Are there some situations where someone might still want to make cutouts from a different storage path?

Could we make this an option?

One instance where someone might want a different option is if they have downloaded the cube, to make direct cutouts. But in that case, maybe they are just directly using cube_cut?

Another option might be if they've mounted stpubdata cube data onto their machine or cloud environment (w/ fuse or something else) in which case they'd rather use that path than the s3 path. E.g. TIKE cloud platform?

I do think we can probably default to these paths, though.

Or maybe we just indicate that this function is only for making cutouts from s3 files? I guess it's already in the docstring, but it's not obvious from the module name or the function name.

My thought was that users would use cube_cut in the case that they already have the path (whether local or cloud) to a single cube file. I think that providing a single file kind of defeats the purpose of the footprint lookup.

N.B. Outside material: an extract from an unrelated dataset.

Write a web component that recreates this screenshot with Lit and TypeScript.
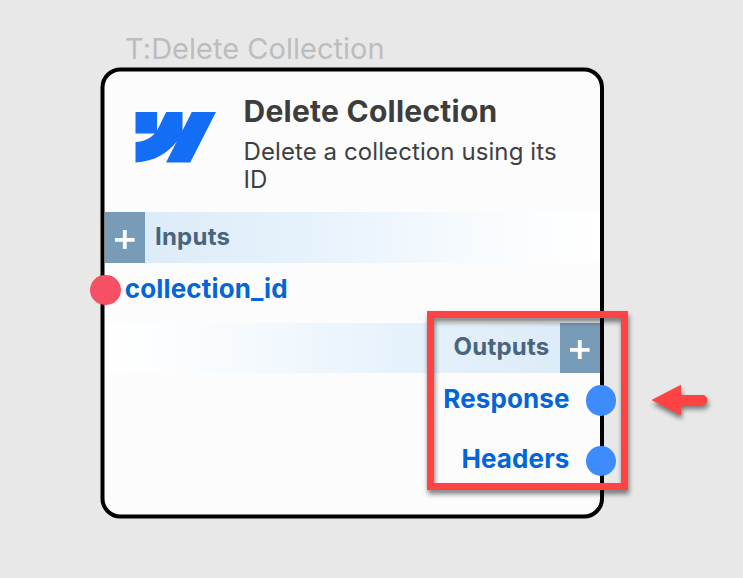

A mounted filesystem or a local path to many cube files is worth considering, but I do wonder how common that use case would be. Could we guarantee that the cube files match the footprints coming from S3?

I'm inclined to rename the function to something like s3_cube_cut_from_footprint and make a new issue to explore other options at a later time.

maybe cloud_cube_cut_from_footprint though it is a bit long?

though thinking more on it, i think what you have also works. i don't think there's a need to make an issue now. we can wait until a use case comes up.

Do you think we could abbreviate and use cloud_cube_cut_from_fp? That may cause some confusion though since "fp" isn't too obvious.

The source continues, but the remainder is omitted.